__WORK REQUIRED__
Leave out the pictures and reproduce all of the data exactly.

__DATASET CONTENT__

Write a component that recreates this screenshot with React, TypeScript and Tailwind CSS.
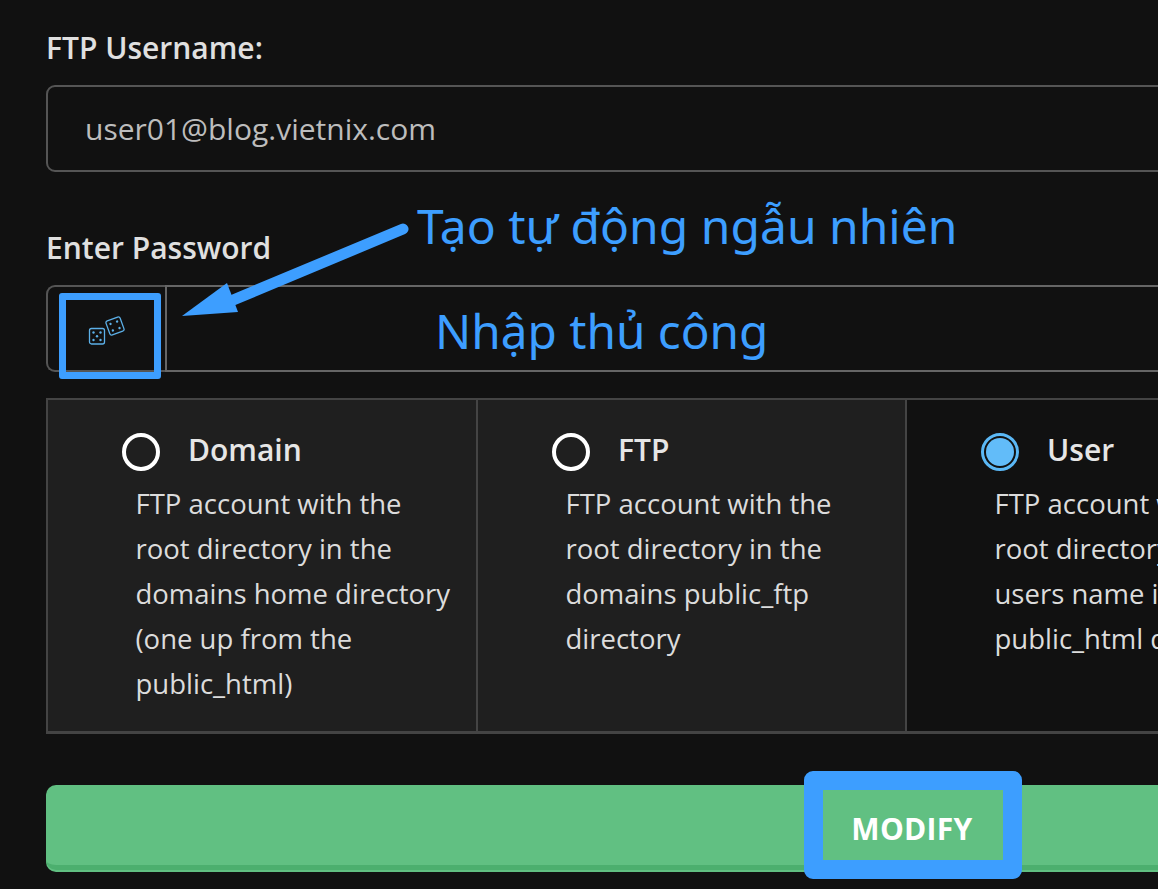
function Radio({ checked }: { checked?: boolean }) {
  return checked ? (
    <span className="flex h-[38px] w-[38px] shrink-0 items-center justify-center rounded-full border-[3px] border-[#5bb8f5]">
      <span className="h-[28px] w-[28px] rounded-full bg-[#62bcf9]" />
    </span>
  ) : (
    <span className="h-[38px] w-[38px] shrink-0 rounded-full border-[4px] border-white" />
  );
}

function Card({ title, lines, checked, dark, narrow }: { title: string; lines: string[]; checked?: boolean; dark?: boolean; narrow?: boolean }) {
  return (
    <div className={`h-full shrink-0 border-r-2 border-[#444] pl-[74px] pt-[33px] ${narrow ? "w-[429px]" : "w-[430px]"} ${dark ? "bg-[#111111]" : "bg-[#1f1f1f]"}`}>
      <div className="flex h-[38px] items-center gap-[28px]">
        <Radio checked={checked} />
        <span className="pb-[4px] text-[30px] font-semibold leading-[38px] text-[#e6e6e6]">{title}</span>
      </div>
      <div className="mt-[10px] pl-[13.5px] text-[27.5px] leading-[45px] text-[#dcdcdc]">
        {lines.map((l) => (
          <div key={l} className="whitespace-nowrap">{l}</div>
        ))}
      </div>
    </div>
  );
}

function Dice() {
  return (
    <svg width="38" height="30" viewBox="0 0 38 30" fill="none" stroke="#5cb0e8" strokeWidth="1.3">
      <rect x="1.5" y="12.5" width="15" height="15.5" rx="2" />
      <g fill="#5cb0e8" stroke="none">
        <circle cx="5.5" cy="16.5" r="1.2" />
        <circle cx="12.5" cy="16.5" r="1.2" />
        <circle cx="9" cy="20.2" r="1.2" />
        <circle cx="5.5" cy="24" r="1.2" />
        <circle cx="12.5" cy="24" r="1.2" />
      </g>
      <g transform="rotate(-20 27 10)">
        <rect x="19.5" y="2.5" width="15" height="15" rx="2" />
        <g fill="#5cb0e8" stroke="none">
          <circle cx="23.5" cy="6.5" r="1.2" />
          <circle cx="30.5" cy="6.5" r="1.2" />
          <circle cx="23.5" cy="13.5" r="1.2" />
          <circle cx="30.5" cy="13.5" r="1.2" />
        </g>
      </g>
    </svg>
  );
}

export default function App() {
  return (
    <div className="relative h-[889px] w-full overflow-hidden bg-[#111111]">
      <div className="ml-[46px] w-[1732px] pt-[30px] font-['Open_Sans','Noto_Sans',sans-serif]">
        <label className="block text-[30px] font-semibold leading-[36px] text-[#e0e0e0]">FTP Username:</label>
        <div className="mt-[19px] flex h-[87px] items-center rounded-[9px] border-2 border-[#555] pl-[37px] text-[30px] text-[#bdbdbd]">
          user01@blog.vietnix.com
        </div>

        <label className="mt-[58px] block text-[30px] font-semibold leading-[36px] text-[#e0e0e0]">Enter Password</label>
        <div className="mt-[19px] flex h-[87px]">
          <div className="flex w-[119px] items-center rounded-l-[9px] border-y-2 border-l-2 border-[#555] pl-[40px] pt-[5px]">
            <Dice />
          </div>
          <div className="flex-1 border-2 border-[#666]" />
        </div>

        <div className="mt-[26px] flex h-[336px] border-y-2 border-b-[3px] border-l-2 border-[#444]">
          <Card
            title="Domain"
            lines={["FTP account with the", "root directory in the", "domains home directory", "(one up from the", "public_html)"]}
          />
          <Card
            narrow
            title="FTP"
            lines={["FTP account with the", "root directory in the", "domains public_ftp", "directory"]}
          />
          <Card
            dark
            checked
            title="User"
            lines={["FTP account with the", "root directory in the", "users name in the", "public_html directory"]}
          />
        </div>

        <button className="mt-[51px] flex h-[85px] w-[1732px] items-center justify-center rounded-[10px] border-b-[5px] border-b-[#4caf6e] bg-[#61c082] pt-[6px] text-[30px] font-bold tracking-[0.3px] text-white shadow-[0_2px_0_#61c082]">
          MODIFY
        </button>
      </div>

      {/* annotations */}
      <div className="absolute left-[59px] top-[293px] h-[86px] w-[102px] rounded-[3px] border-[7px] border-[#3d9eff]" />
      <div className="absolute left-[804px] top-[771px] h-[108px] w-[218px] rounded-[9px] border-[19px] border-[#3d9eff]" />
      <svg className="absolute left-0 top-0" width="1158" height="889" fill="none">
        <path d="M403 229 L226 303" stroke="#3d9eff" strokeWidth="11" strokeLinecap="round" />
        <path d="M182 316 L227 283 L238 312 Z" fill="#3d9eff" />
      </svg>
      <div className="absolute left-[417px] top-[194px] whitespace-nowrap font-['Noto_Sans','Open_Sans',sans-serif] text-[48px] leading-[64px] text-[#3d9eff]">
        Tạo tự động ngẫu nhiên
      </div>
      <div className="absolute left-[435px] top-[299px] whitespace-nowrap font-['Noto_Sans','Open_Sans',sans-serif] text-[47.7px] leading-[64px] text-[#3d9eff]">
        Nhập thủ công
      </div>
    </div>
  );
}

__WORKED ANSWER__
Write a component that recreates this screenshot with React, TypeScript and Tailwind CSS.
function Radio({ checked }: { checked?: boolean }) {
  return checked ? (
    <span className="flex h-[38px] w-[38px] shrink-0 items-center justify-center rounded-full border-[3px] border-[#5bb8f5]">
      <span className="h-[28px] w-[28px] rounded-full bg-[#62bcf9]" />
    </span>
  ) : (
    <span className="h-[38px] w-[38px] shrink-0 rounded-full border-[4px] border-white" />
  );
}

function Card({ title, lines, checked, dark, narrow }: { title: string; lines: string[]; checked?: boolean; dark?: boolean; narrow?: boolean }) {
  return (
    <div className={`h-full shrink-0 border-r-2 border-[#444] pl-[74px] pt-[33px] ${narrow ? "w-[429px]" : "w-[430px]"} ${dark ? "bg-[#111111]" : "bg-[#1f1f1f]"}`}>
      <div className="flex h-[38px] items-center gap-[28px]">
        <Radio checked={checked} />
        <span className="pb-[4px] text-[30px] font-semibold leading-[38px] text-[#e6e6e6]">{title}</span>
      </div>
      <div className="mt-[10px] pl-[13.5px] text-[27.5px] leading-[45px] text-[#dcdcdc]">
        {lines.map((l) => (
          <div key={l} className="whitespace-nowrap">{l}</div>
        ))}
      </div>
    </div>
  );
}

function Dice() {
  return (
    <svg width="38" height="30" viewBox="0 0 38 30" fill="none" stroke="#5cb0e8" strokeWidth="1.3">
      <rect x="1.5" y="12.5" width="15" height="15.5" rx="2" />
      <g fill="#5cb0e8" stroke="none">
        <circle cx="5.5" cy="16.5" r="1.2" />
        <circle cx="12.5" cy="16.5" r="1.2" />
        <circle cx="9" cy="20.2" r="1.2" />
        <circle cx="5.5" cy="24" r="1.2" />
        <circle cx="12.5" cy="24" r="1.2" />
      </g>
      <g transform="rotate(-20 27 10)">
        <rect x="19.5" y="2.5" width="15" height="15" rx="2" />
        <g fill="#5cb0e8" stroke="none">
          <circle cx="23.5" cy="6.5" r="1.2" />
          <circle cx="30.5" cy="6.5" r="1.2" />
          <circle cx="23.5" cy="13.5" r="1.2" />
          <circle cx="30.5" cy="13.5" r="1.2" />
        </g>
      </g>
    </svg>
  );
}

export default function App() {
  return (
    <div className="relative h-[889px] w-full overflow-hidden bg-[#111111]">
      <div className="ml-[46px] w-[1732px] pt-[30px] font-['Open_Sans','Noto_Sans',sans-serif]">
        <label className="block text-[30px] font-semibold leading-[36px] text-[#e0e0e0]">FTP Username:</label>
        <div className="mt-[19px] flex h-[87px] items-center rounded-[9px] border-2 border-[#555] pl-[37px] text-[30px] text-[#bdbdbd]">
          user01@blog.vietnix.com
        </div>

        <label className="mt-[58px] block text-[30px] font-semibold leading-[36px] text-[#e0e0e0]">Enter Password</label>
        <div className="mt-[19px] flex h-[87px]">
          <div className="flex w-[119px] items-center rounded-l-[9px] border-y-2 border-l-2 border-[#555] pl-[40px] pt-[5px]">
            <Dice />
          </div>
          <div className="flex-1 border-2 border-[#666]" />
        </div>

        <div className="mt-[26px] flex h-[336px] border-y-2 border-b-[3px] border-l-2 border-[#444]">
          <Card
            title="Domain"
            lines={["FTP account with the", "root directory in the", "domains home directory", "(one up from the", "public_html)"]}
          />
          <Card
            narrow
            title="FTP"
            lines={["FTP account with the", "root directory in the", "domains public_ftp", "directory"]}
          />
          <Card
            dark
            checked
            title="User"
            lines={["FTP account with the", "root directory in the", "users name in the", "public_html directory"]}
          />
        </div>

        <button className="mt-[51px] flex h-[85px] w-[1732px] items-center justify-center rounded-[10px] border-b-[5px] border-b-[#4caf6e] bg-[#61c082] pt-[6px] text-[30px] font-bold tracking-[0.3px] text-white shadow-[0_2px_0_#61c082]">
          MODIFY
        </button>
      </div>

      {/* annotations */}
      <div className="absolute left-[59px] top-[293px] h-[86px] w-[102px] rounded-[3px] border-[7px] border-[#3d9eff]" />
      <div className="absolute left-[804px] top-[771px] h-[108px] w-[218px] rounded-[9px] border-[19px] border-[#3d9eff]" />
      <svg className="absolute left-0 top-0" width="1158" height="889" fill="none">
        <path d="M403 229 L226 303" stroke="#3d9eff" strokeWidth="11" strokeLinecap="round" />
        <path d="M182 316 L227 283 L238 312 Z" fill="#3d9eff" />
      </svg>
      <div className="absolute left-[417px] top-[194px] whitespace-nowrap font-['Noto_Sans','Open_Sans',sans-serif] text-[48px] leading-[64px] text-[#3d9eff]">
        Tạo tự động ngẫu nhiên
      </div>
      <div className="absolute left-[435px] top-[299px] whitespace-nowrap font-['Noto_Sans','Open_Sans',sans-serif] text-[47.7px] leading-[64px] text-[#3d9eff]">
        Nhập thủ công
      </div>
    </div>
  );
}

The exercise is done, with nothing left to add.